It also supports the new-word learning loop, where the system can ask the user how an unrecognized word is spelled and which language it belongs to.
Because this reverse network is trained from data aligned to Speech_Process_8bit_relu, it is expected to develop a speaking accent similar to the dominant accent present in that stage-2 training set.

What This Stage Does

Think of this module as the inverse of Speech_Process_8bit_relu:

Stage 2 (Speech_Process_8bit_relu) maps spectral features → phoneme-like outputs.
Stage 4 (Speech_Generation) maps control/features → spectral bins → time-domain audio-like output.

This implementation is intentionally beginner-friendly and modular. It provides a complete scaffold and register interface so you can improve model quality, DSP quality, and waveform reconstruction over time.

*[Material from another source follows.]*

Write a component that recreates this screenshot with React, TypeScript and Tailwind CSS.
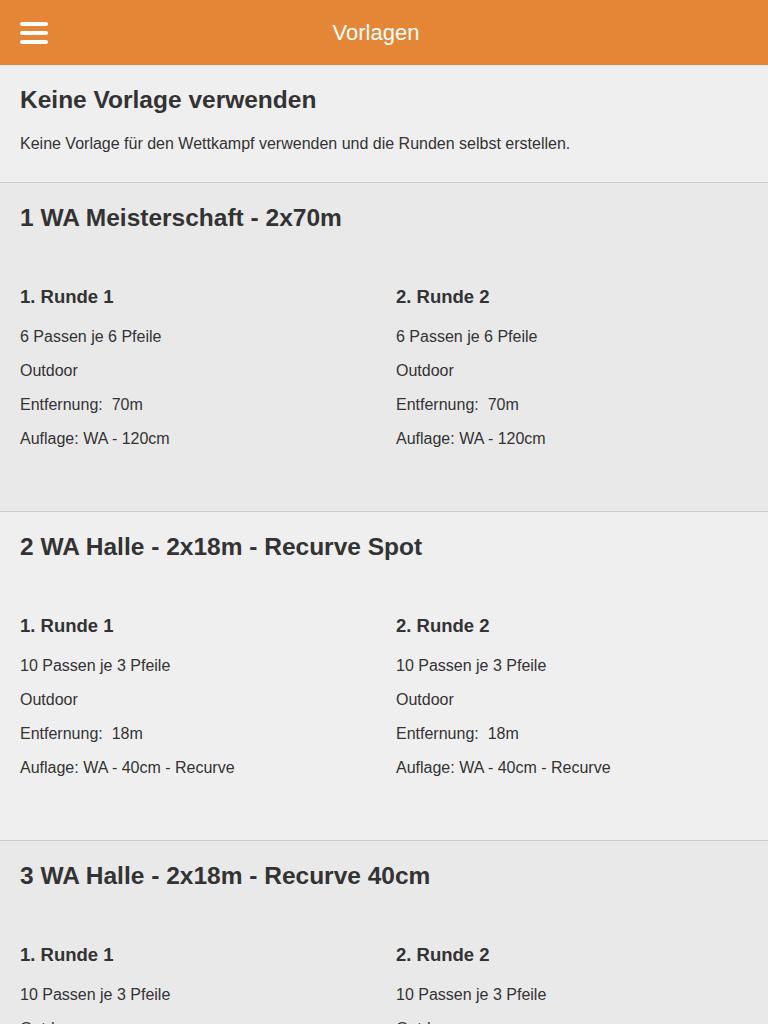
import React from "react";

type Round = {
  title: string;
  ends: string;
  place: string;
  distance: string;
  target: string;
};

type Template = {
  name: string;
  rounds: Round[];
};

const templates: Template[] = [
  {
    name: "1 WA Meisterschaft - 2x70m",
    rounds: [
      { title: "1. Runde 1", ends: "6 Passen je 6 Pfeile", place: "Outdoor", distance: "70m", target: "WA - 120cm" },
      { title: "2. Runde 2", ends: "6 Passen je 6 Pfeile", place: "Outdoor", distance: "70m", target: "WA - 120cm" },
    ],
  },
  {
    name: "2 WA Halle - 2x18m - Recurve Spot",
    rounds: [
      { title: "1. Runde 1", ends: "10 Passen je 3 Pfeile", place: "Outdoor", distance: "18m", target: "WA - 40cm - Recurve" },
      { title: "2. Runde 2", ends: "10 Passen je 3 Pfeile", place: "Outdoor", distance: "18m", target: "WA - 40cm - Recurve" },
    ],
  },
  {
    name: "3 WA Halle - 2x18m - Recurve 40cm",
    rounds: [
      { title: "1. Runde 1", ends: "10 Passen je 3 Pfeile", place: "Outdoor", distance: "18m", target: "WA - 40cm" },
      { title: "2. Runde 2", ends: "10 Passen je 3 Pfeile", place: "Outdoor", distance: "18m", target: "WA - 40cm" },
    ],
  },
];

const App: React.FC = () => {
  return (
    <div className="h-[1024px] overflow-hidden bg-[#efefef] font-['Liberation_Sans',Arial,sans-serif] text-[#333333]">
      {/* Header */}
      <header className="flex h-[65px] items-center bg-[#e48635] px-5">
        <button className="flex w-[28px] flex-col gap-[5px] focus:outline-none">
          <span className="block h-[4px] w-[28px] rounded-sm bg-white" />
          <span className="block h-[4px] w-[28px] rounded-sm bg-white" />
          <span className="block h-[4px] w-[28px] rounded-sm bg-white" />
        </button>
        <h1 className="flex-1 pr-[44px] text-center text-[22px] text-white">Vorlagen</h1>
      </header>

      {/* No template */}
      <section className="border-b border-[#cccccc] bg-[#efefef] px-5 pt-[21px] pb-[28px]">
        <h2 className="text-[24.5px] font-bold leading-[28px]">Keine Vorlage verwenden</h2>
        <p className="mt-[20px] text-[16px] leading-[20px]">
          Keine Vorlage für den Wettkampf verwenden und die Runden selbst erstellen.
        </p>
      </section>

      {/* Templates */}
      {templates.map((t, i) => (
        <section
          key={t.name}
          className={
            "border-b border-[#cccccc] px-5 pt-[21px] pb-[62px] " +
            (i % 2 === 0 ? "bg-[#e9e9e9]" : "bg-[#efefef]")
          }
        >
          <h2 className="text-[24.5px] font-bold leading-[28px]">{t.name}</h2>
          <div className="mt-[54px] grid grid-cols-[376px_1fr]">
            {t.rounds.map((r) => (
              <div key={r.title}>
                <h3 className="text-[18.5px] font-bold leading-[22px]">{r.title}</h3>
                <div className="mt-[19px] flex flex-col gap-[14px] text-[16px] leading-[20px]">
                  <p>{r.ends}</p>
                  <p>{r.place}</p>
                  <p>Entfernung:&nbsp; {r.distance}</p>
                  <p>Auflage: {r.target}</p>
                </div>
              </div>
            ))}
          </div>
        </section>
      ))}
    </div>
  );
};

export default App;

In addition to speech output, this stage is part of the interactive vocabulary-learning process for unknown words: it can generate prompts that help collect spelling and language metadata for dictionary updates.

Core Architecture

Core 0 (I2C + Synthesis + GPIO DAC)

I2C slave register handling (0x65)
Register-based configuration and live data I/O
Per-line inverse-transform rendering (40 bins -> 256 samples)
Playback pointer stepping at 62.5 lines/s (256 samples/line)
8-bit sample output across GPIO 0-7

Core 1 (Reverse Neural Network)

Receives input feature buffer from Core 0
Runs 1-hidden-layer 8-bit fixed-point NN
Produces 40 output bins (500-5500 Hz)
Returns bins to Core 0

Hardware Pinout

I2C Slave Bus (to Stage 3 master)

GPIO	Function	Notes
20	SDA	I2C0 SDA
21	SCL	I2C0 SCL

8-bit DAC GPIO Output

GPIO	Bit
0	DAC bit 0 (LSB)
1	DAC bit 1
2	DAC bit 2
3	DAC bit 3
4	DAC bit 4
5	DAC bit 5
6	DAC bit 6
7	DAC bit 7 (MSB)

Use these pins with an R-2R resistor ladder or weighted resistor DAC network, then route into an audio amplifier/filter.

Beginner R-2R DAC Wiring (8-bit, GitHub-friendly diagram)

Use a simple R-2R ladder so GPIO 0-7 become one analog output.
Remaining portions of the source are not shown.